Given information ::

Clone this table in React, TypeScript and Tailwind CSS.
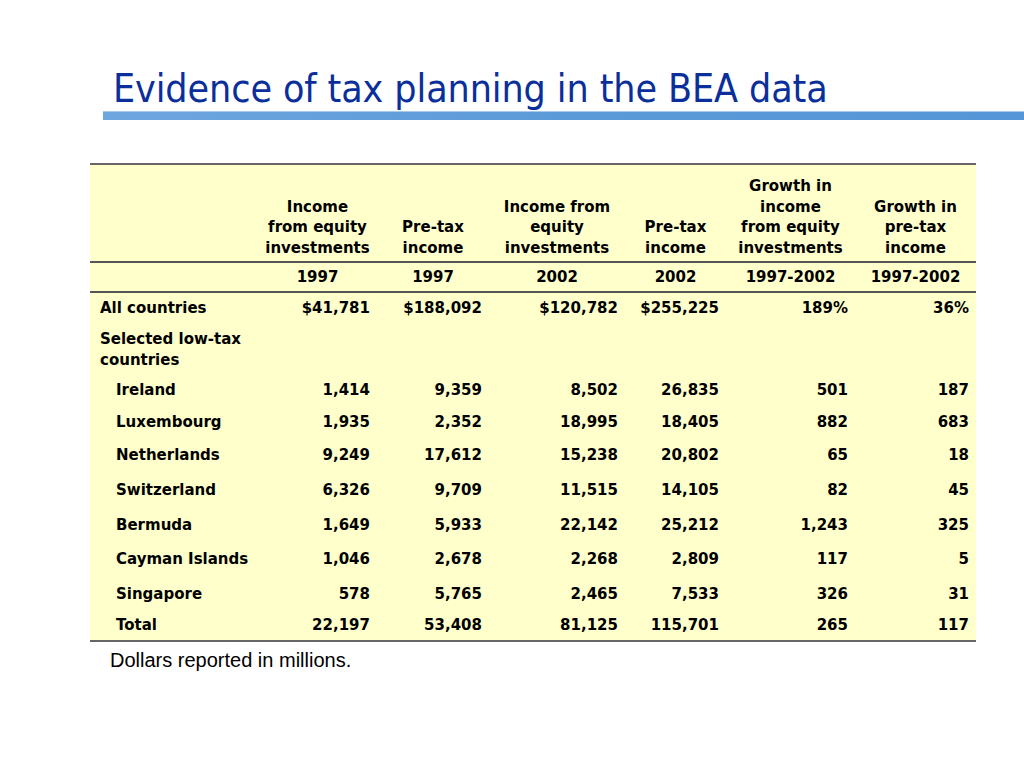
import React from 'react';

type Row = { label: string; values: string[]; indent?: boolean; h: string };

const cols = ['w-[168px]', 'w-[119px]', 'w-[112px]', 'w-[136px]', 'w-[101px]', 'w-[129px]', 'w-[121px]'];

const headers = [
  ['Income', 'from equity', 'investments'],
  ['Pre-tax', 'income'],
  ['Income from', 'equity', 'investments'],
  ['Pre-tax', 'income'],
  ['Growth in', 'income', 'from equity', 'investments'],
  ['Growth in', 'pre-tax', 'income'],
];

const years = ['1997', '1997', '2002', '2002', '1997-2002', '1997-2002'];

const rows: Row[] = [
  { label: 'All countries', values: ['$41,781', '$188,092', '$120,782', '$255,225', '189%', '36%'], h: 'h-[31px]' },
  { label: 'Selected low-tax countries', values: ['', '', '', '', '', ''], h: 'h-[51px]' },
  { label: 'Ireland', values: ['1,414', '9,359', '8,502', '26,835', '501', '187'], indent: true, h: 'h-[31px]' },
  { label: 'Luxembourg', values: ['1,935', '2,352', '18,995', '18,405', '882', '683'], indent: true, h: 'h-[32px]' },
  { label: 'Netherlands', values: ['9,249', '17,612', '15,238', '20,802', '65', '18'], indent: true, h: 'h-[35px]' },
  { label: 'Switzerland', values: ['6,326', '9,709', '11,515', '14,105', '82', '45'], indent: true, h: 'h-[35px]' },
  { label: 'Bermuda', values: ['1,649', '5,933', '22,142', '25,212', '1,243', '325'], indent: true, h: 'h-[34px]' },
  { label: 'Cayman Islands', values: ['1,046', '2,678', '2,268', '2,809', '117', '5'], indent: true, h: 'h-[35px]' },
  { label: 'Singapore', values: ['578', '5,765', '2,465', '7,533', '326', '31'], indent: true, h: 'h-[34px]' },
  { label: 'Total', values: ['22,197', '53,408', '81,125', '115,701', '265', '117'], indent: true, h: 'h-[29px]' },
];

export default function App() {
  return (
    <div className="w-[1024px] h-[768px] bg-white relative overflow-hidden">
      {/* Title */}
      <div className="pt-[67px] pl-[113px]">
        <h1 className="text-[39px] leading-[44px] text-[#0b2f9a] font-['DejaVu_Sans_Condensed',_'DejaVu_Sans',_sans-serif] tracking-[-0.1px]">
          Evidence of tax planning in the BEA data
        </h1>
      </div>
      <div className="ml-[103px] h-[9px] bg-gradient-to-r from-[#6ea6e0] via-[#5b9ad8] to-[#5596d8] border-t border-[#a9c9ec]" />

      {/* Table */}
      <div className="ml-[90px] mt-[43px] w-[886px] bg-[#ffffcc] border-t-[2px] border-t-[#666666] border-b-[2px] border-b-[#666666] font-['DejaVu_Sans',_sans-serif] font-bold text-[15px] text-black">
        <div className="flex h-[98px] border-b-[2px] border-b-[#555555]">
          <div className={cols[0]} />
          {headers.map((lines, i) => (
            <div key={i} className={`${cols[i + 1]} flex flex-col justify-end items-center pb-[3px] leading-[20.5px] text-center`}>
              {lines.map((l) => (
                <span key={l}>{l}</span>
              ))}
            </div>
          ))}
        </div>
        <div className="flex h-[30px] items-center border-b-[2px] border-b-[#555555]">
          <div className={cols[0]} />
          {years.map((y, i) => (
            <div key={i} className={`${cols[i + 1]} text-center`}>
              {y}
            </div>
          ))}
        </div>
        {rows.map((r) => (
          <div key={r.label} className={`flex items-center ${r.h}`}>
            <div className={`${cols[0]} ${r.indent ? 'pl-[26px]' : 'pl-[10px]'} leading-[21px] pr-2`}>{r.label}</div>
            {r.values.map((v, i) => (
              <div key={i} className={`${cols[i + 1]} text-right pr-[7px]`}>
                {v}
              </div>
            ))}
          </div>
        ))}
      </div>

      <p className="ml-[110px] mt-[6px] text-[20px] leading-[24px] text-black font-['Liberation_Sans',_Arial,_sans-serif]">
        Dollars reported in millions.
      </p>
    </div>
  );
}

Task goal :: From the listing, extract all text exactly as given and drop any picture.

The result ::
Clone this table in React, TypeScript and Tailwind CSS.
import React from 'react';

type Row = { label: string; values: string[]; indent?: boolean; h: string };

const cols = ['w-[168px]', 'w-[119px]', 'w-[112px]', 'w-[136px]', 'w-[101px]', 'w-[129px]', 'w-[121px]'];

const headers = [
  ['Income', 'from equity', 'investments'],
  ['Pre-tax', 'income'],
  ['Income from', 'equity', 'investments'],
  ['Pre-tax', 'income'],
  ['Growth in', 'income', 'from equity', 'investments'],
  ['Growth in', 'pre-tax', 'income'],
];

const years = ['1997', '1997', '2002', '2002', '1997-2002', '1997-2002'];

const rows: Row[] = [
  { label: 'All countries', values: ['$41,781', '$188,092', '$120,782', '$255,225', '189%', '36%'], h: 'h-[31px]' },
  { label: 'Selected low-tax countries', values: ['', '', '', '', '', ''], h: 'h-[51px]' },
  { label: 'Ireland', values: ['1,414', '9,359', '8,502', '26,835', '501', '187'], indent: true, h: 'h-[31px]' },
  { label: 'Luxembourg', values: ['1,935', '2,352', '18,995', '18,405', '882', '683'], indent: true, h: 'h-[32px]' },
  { label: 'Netherlands', values: ['9,249', '17,612', '15,238', '20,802', '65', '18'], indent: true, h: 'h-[35px]' },
  { label: 'Switzerland', values: ['6,326', '9,709', '11,515', '14,105', '82', '45'], indent: true, h: 'h-[35px]' },
  { label: 'Bermuda', values: ['1,649', '5,933', '22,142', '25,212', '1,243', '325'], indent: true, h: 'h-[34px]' },
  { label: 'Cayman Islands', values: ['1,046', '2,678', '2,268', '2,809', '117', '5'], indent: true, h: 'h-[35px]' },
  { label: 'Singapore', values: ['578', '5,765', '2,465', '7,533', '326', '31'], indent: true, h: 'h-[34px]' },
  { label: 'Total', values: ['22,197', '53,408', '81,125', '115,701', '265', '117'], indent: true, h: 'h-[29px]' },
];

export default function App() {
  return (
    <div className="w-[1024px] h-[768px] bg-white relative overflow-hidden">
      {/* Title */}
      <div className="pt-[67px] pl-[113px]">
        <h1 className="text-[39px] leading-[44px] text-[#0b2f9a] font-['DejaVu_Sans_Condensed',_'DejaVu_Sans',_sans-serif] tracking-[-0.1px]">
          Evidence of tax planning in the BEA data
        </h1>
      </div>
      <div className="ml-[103px] h-[9px] bg-gradient-to-r from-[#6ea6e0] via-[#5b9ad8] to-[#5596d8] border-t border-[#a9c9ec]" />

      {/* Table */}
      <div className="ml-[90px] mt-[43px] w-[886px] bg-[#ffffcc] border-t-[2px] border-t-[#666666] border-b-[2px] border-b-[#666666] font-['DejaVu_Sans',_sans-serif] font-bold text-[15px] text-black">
        <div className="flex h-[98px] border-b-[2px] border-b-[#555555]">
          <div className={cols[0]} />
          {headers.map((lines, i) => (
            <div key={i} className={`${cols[i + 1]} flex flex-col justify-end items-center pb-[3px] leading-[20.5px] text-center`}>
              {lines.map((l) => (
                <span key={l}>{l}</span>
              ))}
            </div>
          ))}
        </div>
        <div className="flex h-[30px] items-center border-b-[2px] border-b-[#555555]">
          <div className={cols[0]} />
          {years.map((y, i) => (
            <div key={i} className={`${cols[i + 1]} text-center`}>
              {y}
            </div>
          ))}
        </div>
        {rows.map((r) => (
          <div key={r.label} className={`flex items-center ${r.h}`}>
            <div className={`${cols[0]} ${r.indent ? 'pl-[26px]' : 'pl-[10px]'} leading-[21px] pr-2`}>{r.label}</div>
            {r.values.map((v, i) => (
              <div key={i} className={`${cols[i + 1]} text-right pr-[7px]`}>
                {v}
              </div>
            ))}
          </div>
        ))}
      </div>

      <p className="ml-[110px] mt-[6px] text-[20px] leading-[24px] text-black font-['Liberation_Sans',_Arial,_sans-serif]">
        Dollars reported in millions.
      </p>
    </div>
  );
}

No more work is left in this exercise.